屈辱にまみれた「アジアの盟主」

日本サッカー代表のカタールW杯出場決定は、この上ない慶事と言える。

敵地でオーストラリアを寄り切って、0-2と勝利した事実は大きい。酒井宏樹、冨安健洋、大迫勇也と3人の主力不在を致命傷にしなかった。吉田麻也、遠藤航は攻守に安定。途中出場の上田綺世はシュート一撃で存在感を発揮し、最後の三笘薫のドリブルは圧巻だった。

ただ、アジア地区最終予選での日本代表の戦いぶりには終始、批判がつきまとった。特に森保一監督は

「一部選手を優遇し、戦力を生かし切れていない」

とやり玉に挙げられ、今や、敵役のようにさえ映る。結果、W杯出場を決めたとはいえ、その低評価を覆したといえるのだろうか。

勝っても「低評価」を覆せない森保監督の憂鬱_a
なんとかW杯本大会出場は決めたのだが……

そもそも日本代表は戦力的に、アジアでは一つも二つも抜きん出ている。それは各選手の所属クラブのランクや活躍度を見れば明らかだ。リバプール、アーセナル、サンプドリア、シュツットガルト、フランクフルト、セルティック、PSVアイントホーフェン、ヘンクなど、欧州の有力クラブに多くの選手が所属し、今や「アジアの盟主」といえるだろう。

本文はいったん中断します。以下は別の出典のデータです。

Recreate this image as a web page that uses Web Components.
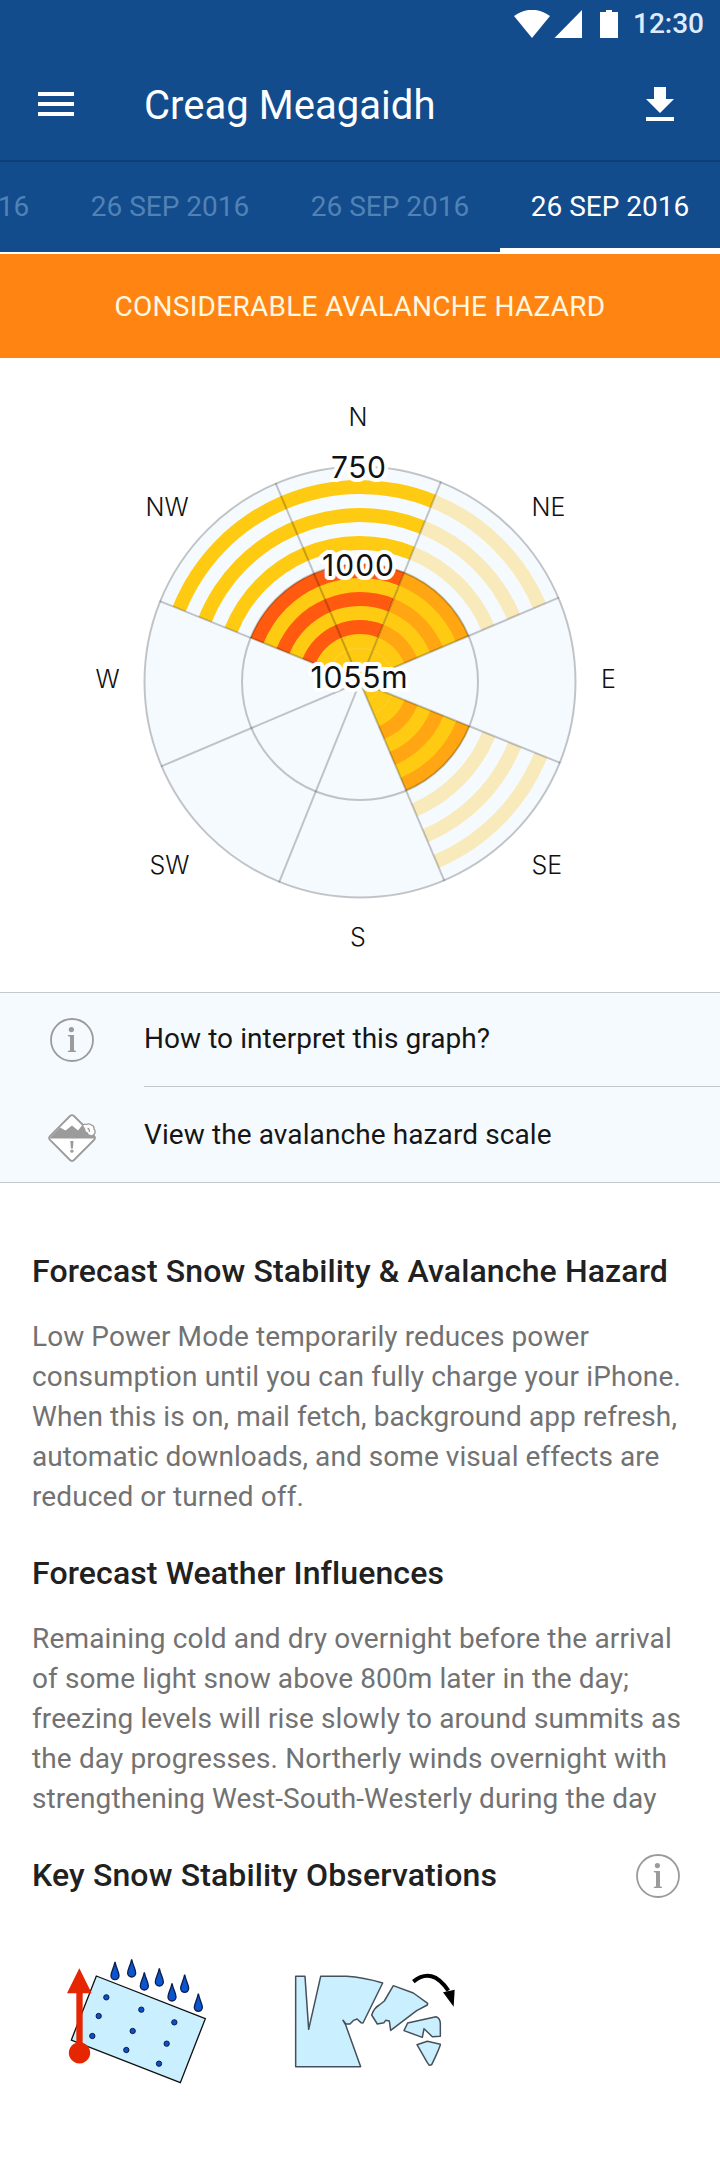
<!DOCTYPE html>
<html lang="en">
<head>
<meta charset="utf-8">
<title>Creag Meagaidh</title>
<style>
html,body{margin:0;padding:0;background:#fff}
body{font-family:Roboto,sans-serif;width:720px;overflow-x:hidden}
</style>
</head>
<body>
<avalanche-screen></avalanche-screen>
<script>
const define=(name,html,after)=>{
  const t=document.createElement('template');t.innerHTML=html;
  customElements.define(name,class extends HTMLElement{
    constructor(){super();this.attachShadow({mode:'open'}).appendChild(t.content.cloneNode(true));}
    connectedCallback(){if(after)after(this,this.shadowRoot);}
  });
};

define('info-icon',`<style>:host{display:block;width:44px;height:44px}svg{display:block}</style>
<svg width="44" height="44" viewBox="0 0 44 44" fill="#9b9b9b"><circle cx="22" cy="22" r="21" fill="none" stroke="#9b9b9b" stroke-width="1.8"/>
<circle cx="21.4" cy="11.600" r="2.600"/><path d="M17.800 17h6.200v15.200l2 .7v1.100h-8.100v-1.100l2.100-.7V18.800l-2.200-.7z"/></svg>`);

define('hazard-icon',`<style>:host{display:block;width:48px;height:48px}svg{display:block}</style>
<svg width="48" height="48" viewBox="0 0 48 48"><path d="M22 2Q24 .2 26 2L46 22Q48 24 46 26L26 46Q24 47.800 22 46L2 26Q.2 24 2 22Z" fill="#fff" stroke="#9b9b9b" stroke-width="1.800"/>
<path d="M1.500 24 12 13.500 17.500 16.500 24 11.500 30 16.500 34 11.500 38 18 46.500 22 46.500 24.500H1.500Z" fill="#9b9b9b"/>
<path d="M34.500 11.500Q36 9.500 38.500 10.500Q41.500 8.800 43.500 11.200Q46.500 11.800 46 15Q48.300 18 46 20.500Q44.500 22.500 42.500 21.500Q39.800 21.500 39.500 19Q36.500 18 36.800 15.500Z" fill="#fff" stroke="#9b9b9b" stroke-width="1.300"/>
<path d="M39.500 14.500Q41.800 14.500 41.300 17.800" fill="none" stroke="#9b9b9b" stroke-width="1.300"/>
<path d="M22.300 27h3.200l-.6 7.500h-2z" fill="#9b9b9b"/><circle cx="23.900" cy="37.200" r="1.600" fill="#9b9b9b"/></svg>`);

/* One line of text, tracked so that its advance equals the width attribute. */
define('fit-line',`<style>:host{display:block;white-space:nowrap}</style><span><slot></slot></span>`,(el,root)=>{
  const s=root.querySelector('span'),w=+el.getAttribute('width');
  const n=s.getBoundingClientRect().width;
  if(n)s.style.letterSpacing=((w-n)/el.textContent.length).toFixed(3)+'px';
});

define('status-bar',`<style>:host{display:flex;height:48px;box-sizing:border-box;padding:10px 0 10px 514px;color:#dfeafc}
svg{flex:none}fit-line{font-size:28px;font-weight:500;line-height:28px;margin-left:15px}</style>
<svg width="104" height="28" fill="#fff"><path d="M0 6Q18-6.500 36 6L18 28Z"/><path d="M68 0V28H40.500Z"/><path d="M86 2h6V0h6v2h6v26H86z"/></svg><fit-line width="71">12:30</fit-line>`);

define('app-bar',`<style>:host{display:flex;align-items:center;height:114px;box-sizing:border-box;padding:0 46px 0 38px;border-bottom:2px solid #0d3f76;color:#fff}
h1{flex:1;margin:0 0 0 70px;padding-top:4px;font-weight:400;font-size:40px;line-height:48px}svg{display:block}</style>
<svg width="36" height="24" fill="#fff"><path d="M0 0h36v4H0zM0 10h36v4H0zM0 20h36v4H0z"/></svg>
<h1><slot></slot></h1>
<svg width="28" height="34" fill="#fff"><path d="M8 0h12v12h8L14 26 0 12h8zM0 30h28v4H0z"/></svg>`);

define('date-tab',`<style>:host{display:flex;box-sizing:border-box;flex:0 0 220px;height:92px;justify-content:center;align-items:center;padding-bottom:2px;font-size:28px;color:#5182b5;border-bottom:2px solid #fff;white-space:nowrap}
:host([selected]){color:#fff;border-bottom-width:6px;padding-top:2px;padding-bottom:0}</style><slot></slot>`);
define('date-tabs',`<style>:host{display:flex;justify-content:flex-end;overflow:hidden;height:92px}</style><slot></slot>`);

define('hazard-banner',`<style>:host{display:flex;height:104px;align-items:center;justify-content:center;background:#ff8412;color:#fff8e0;font-size:28px;white-space:nowrap}</style><slot></slot>`);

define('hazard-rose',`<style>:host{display:block;height:634px}svg{display:block}
.g{fill:none;stroke:#000;stroke-opacity:.22;stroke-width:2}
.d{font:300 25px Inter,sans-serif;fill:#111}
.h{font:400 30px Inter,sans-serif;fill:#111;stroke:#fff;stroke-width:8px;stroke-linejoin:round;paint-order:stroke}</style>
<svg width="720" height="634" viewBox="0 358 720 634"></svg>`,(el,root)=>{
  const cx=360,cy=682;
  const pt=(r,a)=>{const t=a*Math.PI/180;return (cx+r*Math.sin(t)).toFixed(2)+' '+(cy-r*Math.cos(t)).toFixed(2);};
  const band=(r0,r1,a0,a1,c)=>`<path fill="${c}" d="M${pt(r1,a0)}A${r1} ${r1} 0 0 1 ${pt(r1,a1)}L${pt(r0,a1)}A${r0} ${r0} 0 0 0 ${pt(r0,a0)}Z"/>`;
  let s=`<circle cx="${cx}" cy="${cy}" r="216" fill="#f5faff"/>`;
  const sector=(a0,a1,outer,inner)=>{
    [[188,202],[160,174],[132,146]].forEach(b=>s+=band(b[0],b[1],a0,a1,outer));
    s+=band(0,118,a0,a1,'#ffca12');
    [[104,118],[76,90],[48,62]].forEach(b=>s+=band(b[0],b[1],a0,a1,inner));
    [34,20].forEach(r=>s+=`<path d="M${pt(r,a0)}A${r} ${r} 0 0 1 ${pt(r,a1)}" fill="none" stroke="#ffd84e" stroke-width=".6"/>`);
  };
  sector(-68,22,'#ffca12','#ff5a10');
  sector(22,67,'#f8eabb','#ffa612');
  sector(112,157,'#f8eabb','#ffa612');
  s+=`<circle class="g" cx="${cx}" cy="${cy}" r="215.500"/><circle class="g" cx="${cx}" cy="${cy}" r="118"/>`;
  for(let a=22;a<360;a+=45)s+=`<path class="g" d="M${cx} ${cy}L${pt(216,a)}"/>`;
  [['N',348.500,426],['NE',531.500,516],['E',601,688],['SE',531.500,874],['S',350,946],['SW',149.500,874],['W',95.500,688],['NW',145.500,516]]
    .forEach(l=>s+=`<text class="d" x="${l[1]}" y="${l[2]}">${l[0]}</text>`);
  [['750',331,478,55],['1000',322,576,72],['1055m',310.500,688,97]]
    .forEach(l=>s+=`<text class="h" x="${l[1]}" y="${l[2]}" textLength="${l[3]}">${l[0]}</text>`);
  root.querySelector('svg').innerHTML=s;
});

define('link-row',`<style>:host{display:flex;height:94px;box-sizing:border-box;color:#151515;font-size:28px;letter-spacing:.06px;white-space:nowrap}
.i{flex:0 0 144px;display:flex;align-items:center;justify-content:center;box-sizing:border-box}
.t{flex:1;display:flex;align-items:center;border-bottom:1px solid #c6c7cb;padding-bottom:2px}
:host([last]){height:95px;letter-spacing:.1px}:host([last]) .t{border:0;padding-bottom:0}:host([last]) .i{padding-top:7px}</style>
<div class="i"><slot name="icon"></slot></div><div class="t"><span><slot></slot></span></div>`);
define('link-list',`<style>:host{display:block;background:#f5faff;border-top:1px solid #c6c7cb;border-bottom:1px solid #c6c7cb}</style><slot></slot>`);

define('forecast-section',`<style>:host{display:block;padding:0 32px;margin-bottom:34px}
.h{display:flex;height:44px;align-items:center;justify-content:space-between;padding-right:8px}
h2{margin:0;font-weight:500;font-size:32px;line-height:44px;color:#212121;white-space:nowrap}
::slotted(info-icon){margin-top:2px}
.b{font-size:28px;line-height:40px;color:#727272;white-space:nowrap;padding-top:24px}</style>
<div class="h"><h2><slot name="title"></slot></h2><slot name="action"></slot></div><div class="b"><slot></slot></div>`);

define('temperature-rise-icon',`<style>:host{display:block;width:180px;height:160px}svg{display:block}</style>
<svg width="180" height="160" viewBox="0 0 540 480"><path d="M139 108 466 236 391 428 64 300Z" fill="#caeffe" stroke="#111" stroke-width="4"/>
<g class="dots" fill="#0b50c8" stroke="#0c1e4d" stroke-width="3"></g><g class="drops" fill="#0b55d0" stroke="#0c1e4d" stroke-width="4"></g>
<path d="M88 85 125 160H98V308A32 32 0 1 1 79 308V160H51Z" fill="#e62600"/></svg>`,(el,root)=>{
  root.querySelector('.dots').innerHTML=[[169,172],[146,228],[127,288],[274,209],[248,273],[229,330],[373,247],[350,311],[327,371]].map(p=>`<circle cx="${p[0]}" cy="${p[1]}" r="8"/>`).join('');
  root.querySelector('.drops').innerHTML=[[195,66],[245,58],[283,97],[328,85],[366,130],[404,104],[445,161]].map(p=>`<path d="M${p[0]} ${p[1]}C${p[0]+4} ${p[1]+20} ${p[0]+12} ${p[1]+30} ${p[0]+12} ${p[1]+41}A12 12 0 0 1 ${p[0]-12} ${p[1]+41}C${p[0]-12} ${p[1]+30} ${p[0]-4} ${p[1]+20} ${p[0]} ${p[1]}Z"/>`).join('');
});
define('brittle-snow-icon',`<style>:host{display:block;width:190px;height:140px}svg{display:block}</style>
<svg width="190" height="140" viewBox="0 0 570 420"><g fill="#caeffe" stroke="#46505a" stroke-width="4.500" stroke-linejoin="round">
<path d="M47 79H75L86 238 122 79H200Q250 82 308 99L249 219 243 218 231 207 221 211 210 222 198 222 189 211 197 225 242 350H47Z"/>
<path d="M340 107 400 129 443 160 442 165 410 182 332 241 328 213 317 211 312 218 292 222 275 195Q282 174 298 165L313 153Z"/>
<path d="M383 219 468 200Q480 204 481 220V259L457 260 432 236 427 262 372 242Z"/>
<path d="M411 284 442 274 481 283Q480 292 455 344L448 346 442 338Z"/></g>
<path d="M400 95Q456 49 505 122" fill="none" stroke="#000" stroke-width="12"/><path d="M489 127 524 119 521 170Z"/></svg>`);

define('observation-strip',`<style>:host{display:flex;gap:50px;padding-left:50px;margin-top:-15px;height:160px}::slotted(brittle-snow-icon){margin-top:10px}</style><slot></slot>`);

define('avalanche-screen',`<style>:host{display:block;width:720px;height:2180px;overflow:hidden;background:#fff}
header{background:#124c8d}
main{display:block;padding-top:66px}</style>
<header><status-bar></status-bar><app-bar><fit-line width="291.500">Creag Meagaidh</fit-line></app-bar>
<date-tabs><date-tab>26 SEP 2016</date-tab><date-tab>26 SEP 2016</date-tab><date-tab>26 SEP 2016</date-tab><date-tab selected>26 SEP 2016</date-tab></date-tabs></header>
<hazard-banner><fit-line width="491">CONSIDERABLE AVALANCHE HAZARD</fit-line></hazard-banner>
<hazard-rose></hazard-rose>
<link-list><link-row><info-icon slot="icon"></info-icon>How to interpret this graph?</link-row>
<link-row last><hazard-icon slot="icon"></hazard-icon>View the avalanche hazard scale</link-row></link-list>
<main>
<forecast-section><fit-line slot="title" width="636">Forecast Snow Stability &amp; Avalanche Hazard</fit-line>
<fit-line width="557">Low Power Mode temporarily reduces power</fit-line>
<fit-line width="649">consumption until you can fully charge your iPhone.</fit-line>
<fit-line width="645">When this is on, mail fetch, background app refresh,</fit-line>
<fit-line width="627.500">automatic downloads, and some visual effects are</fit-line>
<fit-line width="272">reduced or turned off.</fit-line></forecast-section>
<forecast-section><fit-line slot="title" width="411.500">Forecast Weather Influences</fit-line>
<fit-line width="640">Remaining cold and dry overnight before the arrival</fit-line>
<fit-line width="597">of some light snow above 800m later in the day;</fit-line>
<fit-line width="649">freezing levels will rise slowly to around summits as</fit-line>
<fit-line width="635">the day progresses. Northerly winds overnight with</fit-line>
<fit-line width="624.500">strengthening West-South-Westerly during the day</fit-line></forecast-section>
<forecast-section><fit-line slot="title" width="465">Key Snow Stability Observations</fit-line><info-icon slot="action"></info-icon></forecast-section>
<observation-strip><temperature-rise-icon></temperature-rise-icon><brittle-snow-icon></brittle-snow-icon></observation-strip>
</main>`);
</script>
</body>
</html>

誤解を恐れずに言えば、これだけの戦力差があれば「負けることの方が問題」だ。実際、ホームで格下ベトナム代表に1-1で引き分けた29日の試合は、結果も内容も目を覆うほどだった。

「声を出すことは禁止です」

この日、試合会場となった埼玉スタジアムでは、興奮したベトナム人サポーターを注意するアナウンスが繰り返し流された。彼らにとって、格上の日本代表と引き分けたこの試合は、歴史的な一戦になったからだ。裏を返せば、日本代表にとっては屈辱的だった。